There is widespread consensus on the need to combat online sex trafficking; however, the Stop Enabling Sex Traffickers Act (SESTA), a recent bipartisan bill attempting to remove protections for internet platforms that knowingly facilitate child sex trafficking, has been met with great controversy.
Online sex trafficking, particularly of children, is an epidemic in the United States. A 2015 report from the anti-trafficking organization Thorn states that 63 percent of child victims of sex trafficking were sold online at some point and that over 100,000 new escort ads are posted every day.
In an effort to combat this abhorrent crime, SESTA would amend Section 230 of the Communications Decency Act of 1996 to specify that provisions protecting providers from liability do “not prohibit the enforcement of Federal and State criminal and civil law relating to sex trafficking against providers and users of interactive computer services.”
The bill was introduced by Senators Rob Portman (R-OH) and Richard Blumenthal (D-CT), and subsequently co-sponsored by 60 senators across the political spectrum. SESTA was produced in response to investigations into Backpage.com, which revealed that the website knowingly facilitated sex trafficking of both children and adults and covered up evidence demonstrating such. Backpage.com has evaded prosecution in the past through Section 230 provisions, and congressional supporters argue that the bill would help close those loopholes, facilitate prosecution of websites that violate sex trafficking laws, and provide justice for victims by allowing them to seek civil remedy. Senator John McCain, a co-sponsor, explained his support for the bill as such: “this legislation is critical to eliminating legal protections for websites like Backpage.com that have knowingly and recklessly facilitated the online sex trafficking of innocent young women and girls. Importantly, our bill would criminalize commercial activity that assists, supports, or facilitates a violation of federal sex trafficking laws and would enable state law enforcement officials – not just the Department of Justice – to take action against individuals or businesses that violate sex trafficking laws.”
The anti-trafficking community is, not surprisingly, very supportive of the legislation arguing that it will end immunity for online platforms that facilitate trafficking. Leading organizations such as Polaris, the National Center for Missing and Exploited Children, and Shared Hope International have advocated for its passage and highlighted its potential to alter the anti-trafficking landscape.
So why the big controversy?
Opponents of SESTA argue that while online sex trafficking is a real crisis that must be addressed, the bill is too broad and goes too far. Organizations such as the Americans Civil Liberties Union (ACLU) contend that SESTA would “lead to increased online censorship” and weaken key protections for free speech on the internet.

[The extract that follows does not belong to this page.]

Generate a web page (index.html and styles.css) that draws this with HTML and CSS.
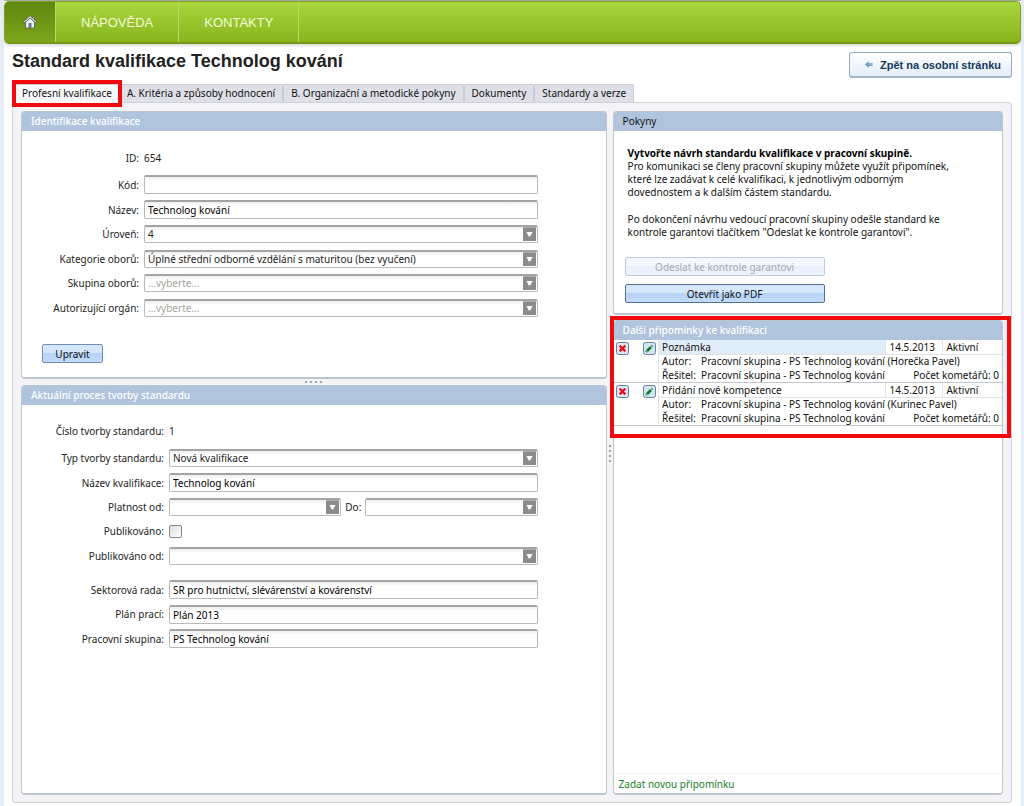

Technology companies, initially opposed to the legislation, have changed their tone with major companies such as IBM and Facebook, as well as the influential Internet Association, which represents the likes of Google, Microsoft, Twitter, and Amazon, endorsing the bill. However, some key technology stakeholders – notably the Electronic Frontier Foundation – continue to be against it. Opponents argue that large technology companies have the resources and capacity to handle the legal challenges that will follow passage of the bill, but that smaller companies and start-ups could fail under mounting legal pressure. They contend that the bill could prove a disincentive for companies to investigate their platforms for sex trafficking content noting that this would provide knowledge of such activities and thus increase the possibility of legal liability. This, they argue, would in turn lead corporations to over-censor user content as a means to avoid legal consequences – a similar argument to that of the ACLU. Additionally, it is claimed that the legislation could have the unintended consequence of pushing trafficking deeper underground, disrupting efforts to identify and prosecute perpetrators and reach victims. Further, it is widely argued that the impact of SESTA would be felt far beyond sex trafficking and effect the entire technology sector and how the internet is regulated, a slippery slope toward regulatory overreach that limits the flow of information on the internet.
While the bill’s controversy is far from settled, it is heartening to see bipartisan efforts to address online sex trafficking. The Stop Enabling Sex Traffickers Act passed through committee in early January and is ready for a vote on the Senate floor, a move that supporters are eager to see.